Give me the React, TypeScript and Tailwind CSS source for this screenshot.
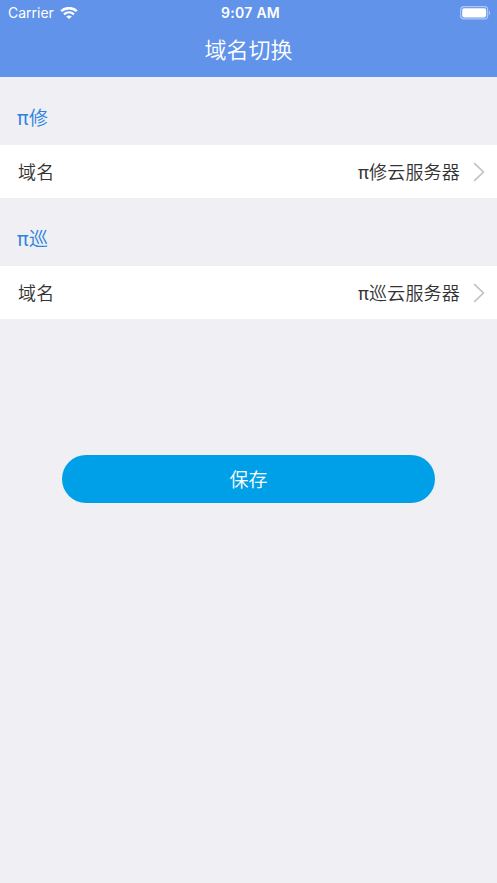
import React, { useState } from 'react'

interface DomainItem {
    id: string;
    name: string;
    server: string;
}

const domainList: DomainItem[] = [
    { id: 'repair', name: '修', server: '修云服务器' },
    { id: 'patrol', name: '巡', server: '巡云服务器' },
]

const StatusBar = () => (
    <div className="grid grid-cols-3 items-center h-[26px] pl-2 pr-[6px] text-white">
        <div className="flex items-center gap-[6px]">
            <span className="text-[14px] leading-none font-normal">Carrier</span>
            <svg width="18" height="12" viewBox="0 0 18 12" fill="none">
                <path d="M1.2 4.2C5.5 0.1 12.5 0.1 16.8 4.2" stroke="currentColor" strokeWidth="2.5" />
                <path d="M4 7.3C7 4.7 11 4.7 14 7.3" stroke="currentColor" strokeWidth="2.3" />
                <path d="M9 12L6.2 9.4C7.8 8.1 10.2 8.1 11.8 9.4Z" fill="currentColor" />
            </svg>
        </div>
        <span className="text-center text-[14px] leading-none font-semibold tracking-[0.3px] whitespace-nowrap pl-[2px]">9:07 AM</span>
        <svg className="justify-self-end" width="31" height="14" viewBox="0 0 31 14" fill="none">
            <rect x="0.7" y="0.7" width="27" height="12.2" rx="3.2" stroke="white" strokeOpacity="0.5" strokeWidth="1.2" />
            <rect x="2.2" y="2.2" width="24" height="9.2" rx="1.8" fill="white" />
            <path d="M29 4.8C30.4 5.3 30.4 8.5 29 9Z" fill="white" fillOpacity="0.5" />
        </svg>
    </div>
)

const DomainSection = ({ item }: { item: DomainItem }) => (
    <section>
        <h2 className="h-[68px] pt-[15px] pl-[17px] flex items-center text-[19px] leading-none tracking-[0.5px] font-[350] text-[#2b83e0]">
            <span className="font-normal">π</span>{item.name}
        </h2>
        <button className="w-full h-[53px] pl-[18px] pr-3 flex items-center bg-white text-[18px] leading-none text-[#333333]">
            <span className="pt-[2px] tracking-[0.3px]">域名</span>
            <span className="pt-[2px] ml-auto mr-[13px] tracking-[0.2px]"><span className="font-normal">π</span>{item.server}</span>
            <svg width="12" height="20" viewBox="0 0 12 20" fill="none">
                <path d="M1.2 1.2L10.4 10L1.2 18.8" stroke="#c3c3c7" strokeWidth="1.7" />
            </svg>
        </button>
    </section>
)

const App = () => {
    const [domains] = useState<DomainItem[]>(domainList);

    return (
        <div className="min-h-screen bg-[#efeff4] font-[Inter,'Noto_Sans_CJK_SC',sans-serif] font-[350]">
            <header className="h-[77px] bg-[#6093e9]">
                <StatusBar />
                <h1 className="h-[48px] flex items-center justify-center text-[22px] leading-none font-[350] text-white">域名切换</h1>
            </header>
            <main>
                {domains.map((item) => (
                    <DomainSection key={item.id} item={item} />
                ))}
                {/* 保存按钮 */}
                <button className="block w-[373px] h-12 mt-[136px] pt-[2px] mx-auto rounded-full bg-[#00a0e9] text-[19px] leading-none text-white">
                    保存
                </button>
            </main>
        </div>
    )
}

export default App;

--

**Instruction**
All lines in the data that contain the word "React" should be copied.

**The reply**
Give me the React, TypeScript and Tailwind CSS source for this screenshot.
import React, { useState } from 'react'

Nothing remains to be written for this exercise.